Scale Model Structures and Parts
Pine Canyon Scale Models
Diorama Step 2, The plastering process.
Supplies we used for step 2, the plaster process are as follows.
Plaster comes in many forms and several are suitable for our purpose. Most model railroaders use Hydrocal for its hard, durable qualities. However, it can be hard to find. Most concrete and brick facilities have it on hand to sprinkle over the surface on freshly poured concrete. Very few home improvement centers will have Hydrocal. Casting plaster is our second choice and is found at the same facility. However, Plaster of Paris is most commonly found at your local home improvement center, so we will use this plaster for this project. It will only take a couple pounds of plaster for this project.
Other items needed are a roll of high-strength paper towels, bucket of water, cheap 2" brush, medium sized mixing bowl and a can or cup to measure dry plaster.
Tear about 20 of the paper towels from the roll into individual sheets.
Using masking tape, cover details such as retaining walls to protect them from the plaster.
Pour about a cup and a half of dry plaster into the mixing bowl.
Add water and mix using your hands (assuming that you don't have an allergy to plaster).
You can mix with a tool, but it will waste time and we must move very fast, because the plaster will start to set when you least expect it. Mix the plaster to the consistency of soup. Or extremely thin pancake batter.
Using both hands, dip a paper towel into the plaster, making sure it is fully saturated.
Lay the plaster soaked paper towel over the carved foam to form the hills. Smoothen at the edges and remove the air bubbles. For this small area, we folded the plaster soaked paper towel in half to double the strength. Wash your hands in the bucket often. I hang a hand towel from my back pocket for convenience.
Continue the process with additional paper towels overlapping as you go. Adjust the shape as desired.
Scrape any plaster from the areas to that you wish to remain flat.

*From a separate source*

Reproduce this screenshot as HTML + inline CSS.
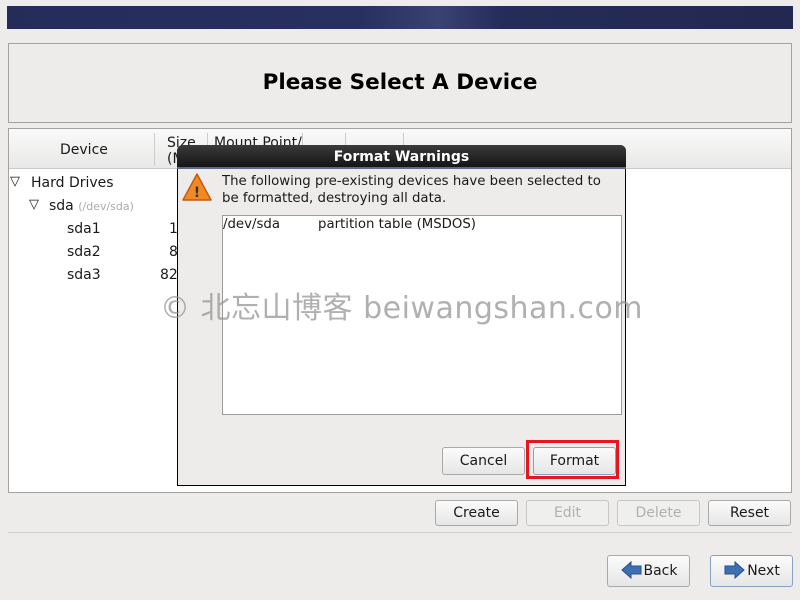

Once the paper towel process is complete, mix a bowl of plaster to the consistency of pancake batter. This time not thin, but just like you are going to pour pancakes. Working very fast and using the cheap 2" brush, apply plaster over the entire hill area. Brush horizontally to represent wind-blown earth. Clean your brush often or it will be set-up.
We mixed a thick batch of plaster and applied it with your fingers in a vertical blob to form eroded earth as shown in the center of this photo. Once the plaster has started to set, scrape in a vertical motion, using a nail or the edge of the saw. Make many scrapes at the hillside. Using a whiskbroom, tamp the eroded hillside detail to give texture. Once you can no longer carve the plaster, brush vertically with the whiskbroom to clean the eroded detail of loose plaster shavings.
There is no set way for earth to be shaped. Just have fun and experiment until the scene looks the way you want. Think wind and water. Make washes and eroded areas. If you don't like what you see, just scrape it off and start over. It's cheap and fun.